— start Provided material —

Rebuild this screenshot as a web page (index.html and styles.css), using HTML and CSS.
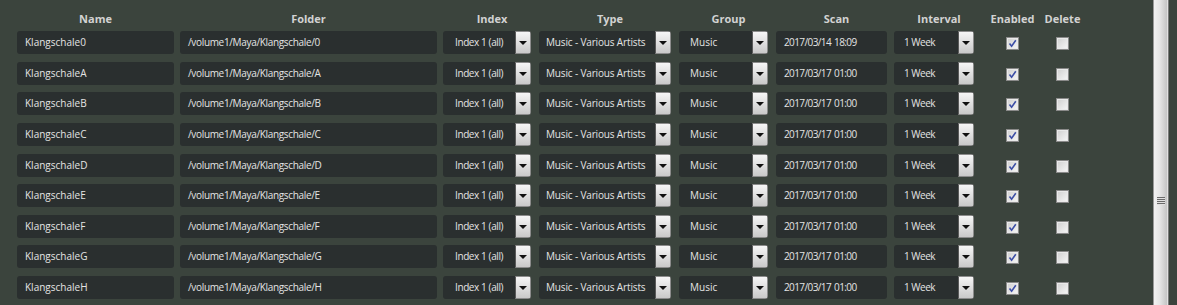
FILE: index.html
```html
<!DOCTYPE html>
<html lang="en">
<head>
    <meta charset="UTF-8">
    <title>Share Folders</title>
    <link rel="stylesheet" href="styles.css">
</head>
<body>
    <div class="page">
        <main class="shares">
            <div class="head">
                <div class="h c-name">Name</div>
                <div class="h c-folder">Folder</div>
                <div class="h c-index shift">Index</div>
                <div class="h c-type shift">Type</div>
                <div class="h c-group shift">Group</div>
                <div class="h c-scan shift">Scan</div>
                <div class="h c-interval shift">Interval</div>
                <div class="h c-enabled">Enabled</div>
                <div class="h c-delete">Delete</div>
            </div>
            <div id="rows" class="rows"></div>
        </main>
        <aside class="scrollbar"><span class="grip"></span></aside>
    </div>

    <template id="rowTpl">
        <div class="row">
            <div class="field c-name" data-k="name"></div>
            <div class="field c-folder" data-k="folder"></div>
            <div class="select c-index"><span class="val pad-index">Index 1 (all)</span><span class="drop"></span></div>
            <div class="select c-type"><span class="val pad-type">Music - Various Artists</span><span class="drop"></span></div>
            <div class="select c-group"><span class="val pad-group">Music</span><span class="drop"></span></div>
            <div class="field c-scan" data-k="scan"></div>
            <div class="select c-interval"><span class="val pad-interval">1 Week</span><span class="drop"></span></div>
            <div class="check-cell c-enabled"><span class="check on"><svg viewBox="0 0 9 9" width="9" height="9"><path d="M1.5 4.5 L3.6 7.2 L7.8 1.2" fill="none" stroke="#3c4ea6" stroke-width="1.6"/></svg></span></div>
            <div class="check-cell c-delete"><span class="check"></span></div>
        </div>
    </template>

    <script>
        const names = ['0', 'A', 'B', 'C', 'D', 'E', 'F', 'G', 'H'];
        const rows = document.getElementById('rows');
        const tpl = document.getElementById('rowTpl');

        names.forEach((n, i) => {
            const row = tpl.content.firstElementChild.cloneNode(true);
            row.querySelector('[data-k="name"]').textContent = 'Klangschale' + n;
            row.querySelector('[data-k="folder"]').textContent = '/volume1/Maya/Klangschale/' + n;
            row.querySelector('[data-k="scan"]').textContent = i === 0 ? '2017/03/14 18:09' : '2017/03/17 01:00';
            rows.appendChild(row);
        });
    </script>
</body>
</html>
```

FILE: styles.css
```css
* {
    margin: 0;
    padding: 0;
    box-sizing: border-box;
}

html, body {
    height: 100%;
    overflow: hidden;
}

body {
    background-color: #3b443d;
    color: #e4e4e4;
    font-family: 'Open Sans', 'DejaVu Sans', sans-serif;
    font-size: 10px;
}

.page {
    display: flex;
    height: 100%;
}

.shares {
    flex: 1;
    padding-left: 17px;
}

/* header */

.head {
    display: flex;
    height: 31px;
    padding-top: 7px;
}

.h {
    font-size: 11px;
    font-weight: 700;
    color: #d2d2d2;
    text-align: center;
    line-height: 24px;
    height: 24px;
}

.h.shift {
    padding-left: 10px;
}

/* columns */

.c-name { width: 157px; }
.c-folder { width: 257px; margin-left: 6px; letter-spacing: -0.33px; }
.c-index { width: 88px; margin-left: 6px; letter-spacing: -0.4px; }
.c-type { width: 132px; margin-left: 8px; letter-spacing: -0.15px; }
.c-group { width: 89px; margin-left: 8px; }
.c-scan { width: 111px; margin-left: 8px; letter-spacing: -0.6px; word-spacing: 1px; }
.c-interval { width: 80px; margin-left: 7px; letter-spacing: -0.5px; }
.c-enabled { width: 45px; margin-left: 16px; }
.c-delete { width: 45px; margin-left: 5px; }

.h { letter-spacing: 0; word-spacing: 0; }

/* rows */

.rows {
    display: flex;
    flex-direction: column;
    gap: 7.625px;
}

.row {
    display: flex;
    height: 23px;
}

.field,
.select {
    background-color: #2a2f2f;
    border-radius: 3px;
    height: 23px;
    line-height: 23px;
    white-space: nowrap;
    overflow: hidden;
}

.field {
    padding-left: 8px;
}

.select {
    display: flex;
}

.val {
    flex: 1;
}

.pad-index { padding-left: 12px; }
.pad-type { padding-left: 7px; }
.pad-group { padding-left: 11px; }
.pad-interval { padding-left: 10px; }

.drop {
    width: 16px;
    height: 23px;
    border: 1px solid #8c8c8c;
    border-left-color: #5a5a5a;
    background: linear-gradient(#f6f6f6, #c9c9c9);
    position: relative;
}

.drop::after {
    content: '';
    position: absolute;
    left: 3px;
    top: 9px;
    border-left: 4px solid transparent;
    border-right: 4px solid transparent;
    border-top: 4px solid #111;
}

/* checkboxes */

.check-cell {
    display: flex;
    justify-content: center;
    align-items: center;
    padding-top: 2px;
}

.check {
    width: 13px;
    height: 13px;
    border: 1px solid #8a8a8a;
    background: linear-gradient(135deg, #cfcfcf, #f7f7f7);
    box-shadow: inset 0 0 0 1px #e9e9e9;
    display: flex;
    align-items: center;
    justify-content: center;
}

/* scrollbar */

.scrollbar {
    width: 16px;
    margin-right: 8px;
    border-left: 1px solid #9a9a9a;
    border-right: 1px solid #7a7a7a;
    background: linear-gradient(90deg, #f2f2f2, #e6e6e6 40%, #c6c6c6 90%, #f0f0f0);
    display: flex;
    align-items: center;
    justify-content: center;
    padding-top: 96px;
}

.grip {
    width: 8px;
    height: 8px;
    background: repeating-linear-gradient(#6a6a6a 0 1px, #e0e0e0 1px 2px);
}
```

— end Provided material —
— start Provided material —

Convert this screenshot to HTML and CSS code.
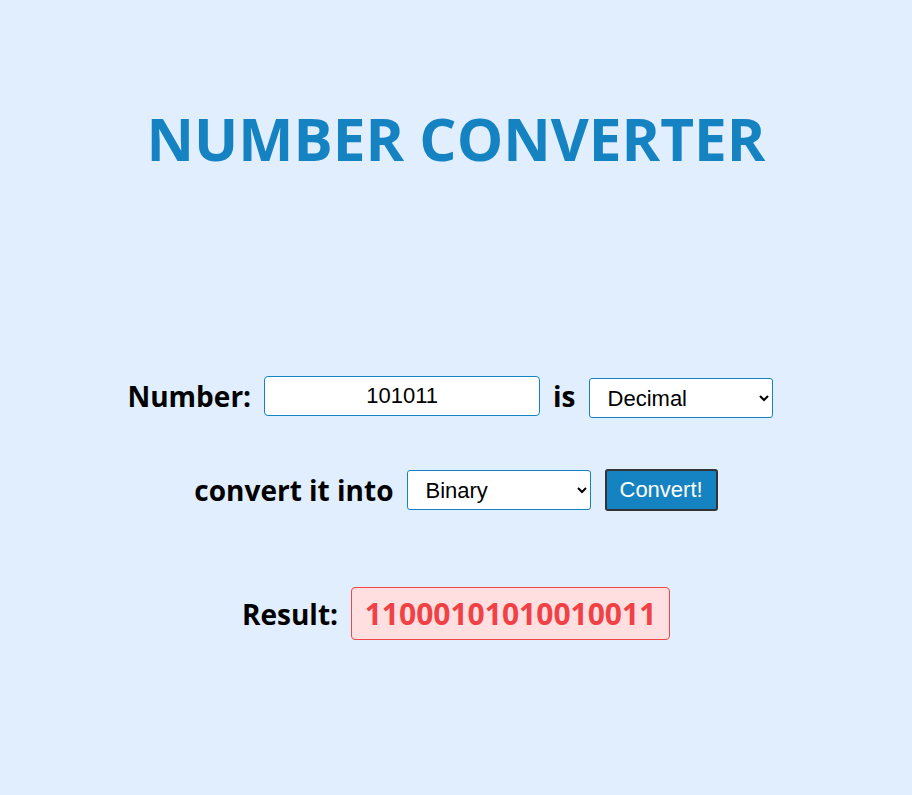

— end Provided material —

● Task
Where a line in the entries holds "index", copy that line.

● Response to this exercise
Rebuild this screenshot as a web page (index.html and styles.css), using HTML and CSS.
FILE: index.html
                <div class="h c-index shift">Index</div>
            <div class="select c-index"><span class="val pad-index">Index 1 (all)</span><span class="drop"></span></div>
.c-index { width: 88px; margin-left: 6px; letter-spacing: -0.4px; }
.pad-index { padding-left: 12px; }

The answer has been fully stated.